Whilst several professional services companies like Accenture or in similar industries like engineering have completed similar transformations, Accenture’s massive user based and diverse, global workforce prompt some interesting questions – such as how do you run a Teams environment at that scale, and how do you plan for the return to the office. It may not (but probably shouldn’t) come as a surprise that Jason and Tony were well-prepared for these questions, and we also delved into topics like Windows 10 and Office PC management and patching – with answers that would surprise smaller organizations who are still clinging to legacy ways of managing software.
Check back here on Monday to see the video of the interview – or listen now to Tony and Jason from Accenture talking through the various aspects of running a deployment of Teams at scale no-one else has.
The one message center notification you don’t want to ignore
We’ve noticed that several Microsoft 365 tenants who are running Skype for Business Online (still!) haven’t quite realised that retirement doesn’t mean “still working” but actually means “we’re sending Fido off to the farm to ahem retire” when it comes to Skype for Business Online.

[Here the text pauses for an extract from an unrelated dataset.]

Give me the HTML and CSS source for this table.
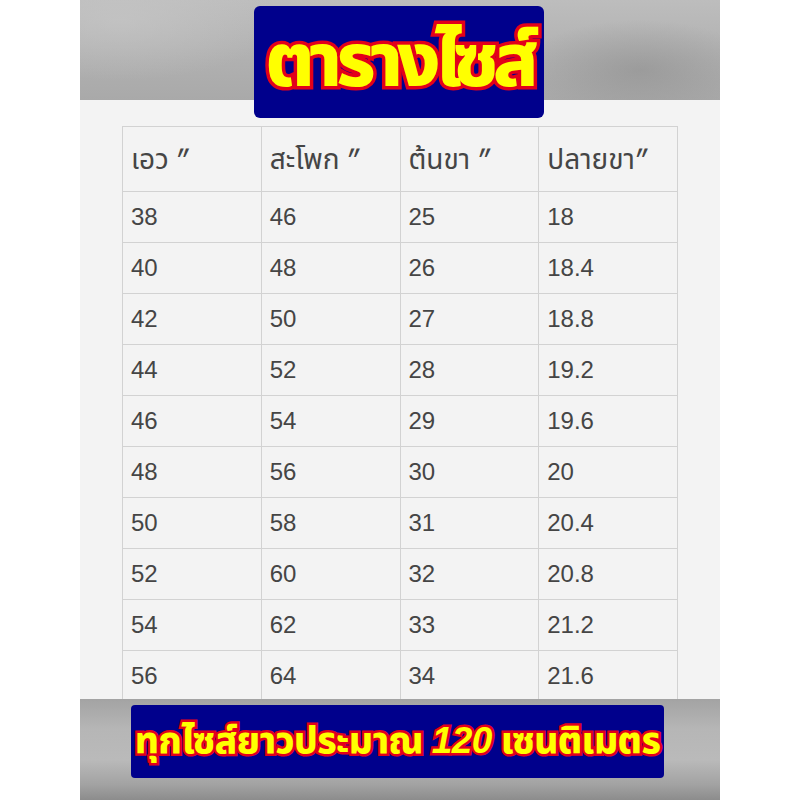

It is going – gone – and will not be coming back.
And if Microsoft giving a date of July 31st 2021 wasn’t enough to get you to worry about it, then the message center notification you’ll see (or soon see) will. You will see your date for automated Skype to Teams move (where coexistent is set to Teams-Only mode) appear here. We are seeing dates show up in early August, with a window of opportunity to delay slightly if needed.
However, if you see this notification and it is a surprise – get doing something about it now. Don’t wait for that day to arrive and keep your fingers crossed. You can move to Teams Only mode without waiting for Microsoft to push the button for you!